O: How seriously at any point in your career did you contemplate signing to a major label?

AD: I contemplated it constantly. I mean, I like to be an inspiration and an example of the idea that you can be independent, and it's no problem, and you can pay your rent, and it's empowering, and it's great. And that's true, but it also takes a really long time, and you have to have a lot of patience and a lot of conviction in why you want to remain independent. Truthfully, there was a decade in there in which I was really consumed with jealousy, and feeling like I was martyring myself to my own ideals. I'd be playing in a club and somebody would be opening my show, and then a year later, they'd have a video in constant rotation and they'd be on the cover of every magazine—and I'd be back in that club. It's happened again and again, because people who go the major-label route often have a very accelerated process of growth and audience expansion. If you're doing it organically, it's really… I wrestled with a lot of demons over the years, over the question of why. I've got to testify to those, because it's not like I'm some kind of saint. It's not like I just didn't care.

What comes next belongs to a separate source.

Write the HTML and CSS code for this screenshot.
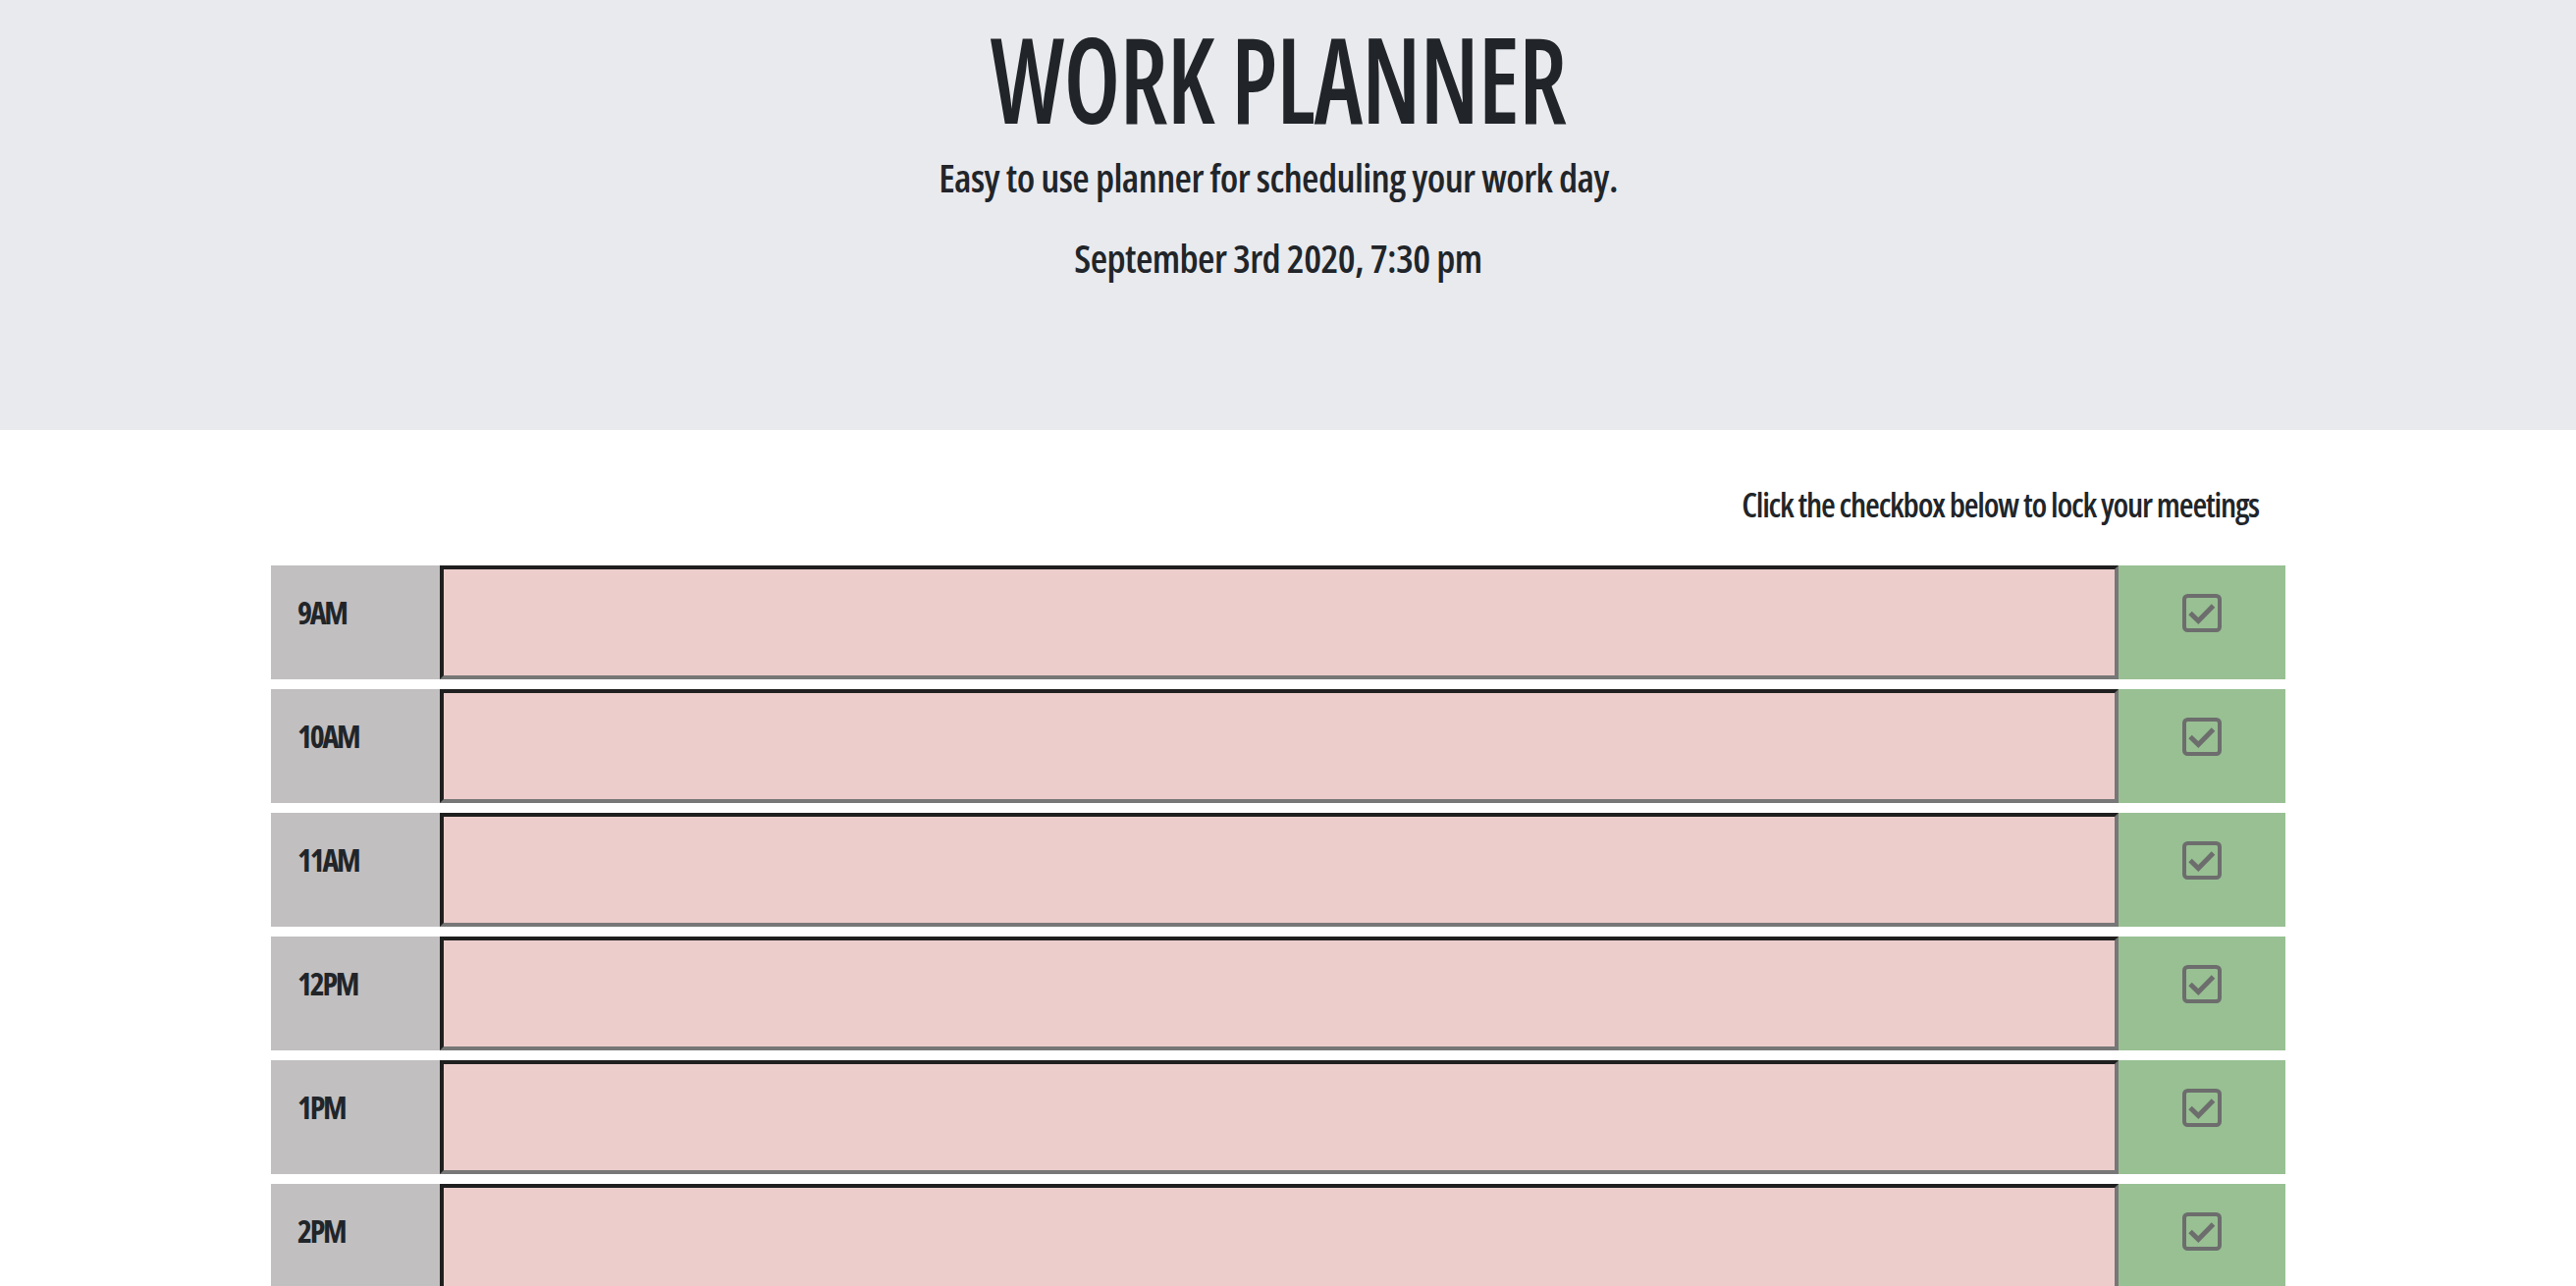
FILE: index.html
```html
<!DOCTYPE html>
<html lang="en">
<head>
<meta charset="utf-8">
<title>Work Planner</title>
<link rel="stylesheet" href="styles.css">
</head>
<body>
<header class="jumbotron">
  <h1 class="title">WORK PLANNER</h1>
  <p class="lead">Easy to use planner for scheduling your work day.</p>
  <p class="current-day">September 3rd 2020, 7:30 pm</p>
</header>
<main class="container">
  <p class="hint">Click the checkbox below to lock your meetings</p>
  <div class="rows">
    <div class="time-block">
      <div class="hour">9AM</div>
      <textarea class="description past"></textarea>
      <button class="saveBtn"><svg class="icon" viewBox="0 0 40 39"><rect x="2" y="2" width="36" height="35" rx="3.5"/><polyline points="8,19.5 16.3,27.5 31.5,12"/></svg></button>
    </div>
    <div class="time-block">
      <div class="hour">10AM</div>
      <textarea class="description past"></textarea>
      <button class="saveBtn"><svg class="icon" viewBox="0 0 40 39"><rect x="2" y="2" width="36" height="35" rx="3.5"/><polyline points="8,19.5 16.3,27.5 31.5,12"/></svg></button>
    </div>
    <div class="time-block">
      <div class="hour">11AM</div>
      <textarea class="description past"></textarea>
      <button class="saveBtn"><svg class="icon" viewBox="0 0 40 39"><rect x="2" y="2" width="36" height="35" rx="3.5"/><polyline points="8,19.5 16.3,27.5 31.5,12"/></svg></button>
    </div>
    <div class="time-block">
      <div class="hour">12PM</div>
      <textarea class="description past"></textarea>
      <button class="saveBtn"><svg class="icon" viewBox="0 0 40 39"><rect x="2" y="2" width="36" height="35" rx="3.5"/><polyline points="8,19.5 16.3,27.5 31.5,12"/></svg></button>
    </div>
    <div class="time-block">
      <div class="hour">1PM</div>
      <textarea class="description past"></textarea>
      <button class="saveBtn"><svg class="icon" viewBox="0 0 40 39"><rect x="2" y="2" width="36" height="35" rx="3.5"/><polyline points="8,19.5 16.3,27.5 31.5,12"/></svg></button>
    </div>
    <div class="time-block">
      <div class="hour">2PM</div>
      <textarea class="description past"></textarea>
      <button class="saveBtn"><svg class="icon" viewBox="0 0 40 39"><rect x="2" y="2" width="36" height="35" rx="3.5"/><polyline points="8,19.5 16.3,27.5 31.5,12"/></svg></button>
    </div>
    <div class="time-block">
      <div class="hour">3PM</div>
      <textarea class="description past"></textarea>
      <button class="saveBtn"><svg class="icon" viewBox="0 0 40 39"><rect x="2" y="2" width="36" height="35" rx="3.5"/><polyline points="8,19.5 16.3,27.5 31.5,12"/></svg></button>
    </div>
  </div>
</main>
</body>
</html>
```
FILE: styles.css
```css
html, body {
  margin: 0;
  padding: 0;
  background: #ffffff;
}
body {
  font-family: "Open Sans", "Liberation Sans", sans-serif;
  font-stretch: 75%;
  color: #212529;
}
.jumbotron {
  background: #e9eaee;
  height: 438px;
  box-sizing: border-box;
  padding: 0 20px 0 0;
  text-align: center;
}
.title {
  margin: 0;
  font-size: 121px;
  line-height: 158px;
  font-weight: 600;
  letter-spacing: -1px;
  transform: scaleX(0.84);
}
.lead {
  margin: 0;
  font-size: 40px;
  line-height: 46px;
  font-weight: 600;
  letter-spacing: -0.6px;
}
.current-day {
  margin: 36px 0 0;
  font-size: 40px;
  line-height: 46px;
  font-weight: 600;
  letter-spacing: -0.6px;
}
.container {
  width: 2052px;
  margin-left: 276px;
}
.hint {
  margin: 59px 0 0;
  padding-right: 27px;
  text-align: right;
  font-size: 34px;
  line-height: 35px;
  font-weight: 600;
  letter-spacing: -1.2px;
}
.rows {
  margin-top: 44px;
  display: flex;
  flex-direction: column;
  gap: 10px;
}
.time-block {
  display: grid;
  grid-template-columns: 172px 1fr 170px;
  height: 116px;
}
.hour {
  background: #c1bfc0;
  padding: 32px 0 0 27px;
  font-size: 32px;
  line-height: 32px;
  font-weight: 700;
  letter-spacing: -2.3px;
}
.description {
  box-sizing: border-box;
  margin: 0;
  height: 116px;
  width: 100%;
  resize: none;
  background: #eccdcb;
  border-style: solid;
  border-width: 4px;
  border-color: #1f1f1f #777777 #777777 #1f1f1f;
  outline: none;
  padding: 0;
}
.saveBtn {
  background: #98c093;
  border: none;
  margin: 0;
  padding: 29px 0 0;
  display: flex;
  justify-content: center;
  align-items: flex-start;
}
.icon {
  width: 40px;
  height: 39px;
  fill: none;
  stroke: #6d6d6d;
  stroke-width: 4;
  stroke-linejoin: miter;
}
.icon polyline {
  stroke-width: 5;
}
```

O: Does pop stardom interest you?

AD: No, see, that's the thing that was not… It's tough when you feel as though your music does have value, but you're not respected and you're not listened to over the years. But I knew that going for all of the major-label seduction—"You could have millions of people listening to your records and not hundreds, and we could make you a star"—just didn't feel true to me. It didn't feel like me. Pop stardom is not very compelling. I'm much more interested in a relationship between performer and audience that is of equals. I came up through folk music, and there's no pomp and circumstance to the performance. There's no, like, "I'll be the rock star, you be the adulating fan." It's like, "I'll just walk up here and be myself, and you be yourself, and let's talk. Let's communicate." That's just much more interesting.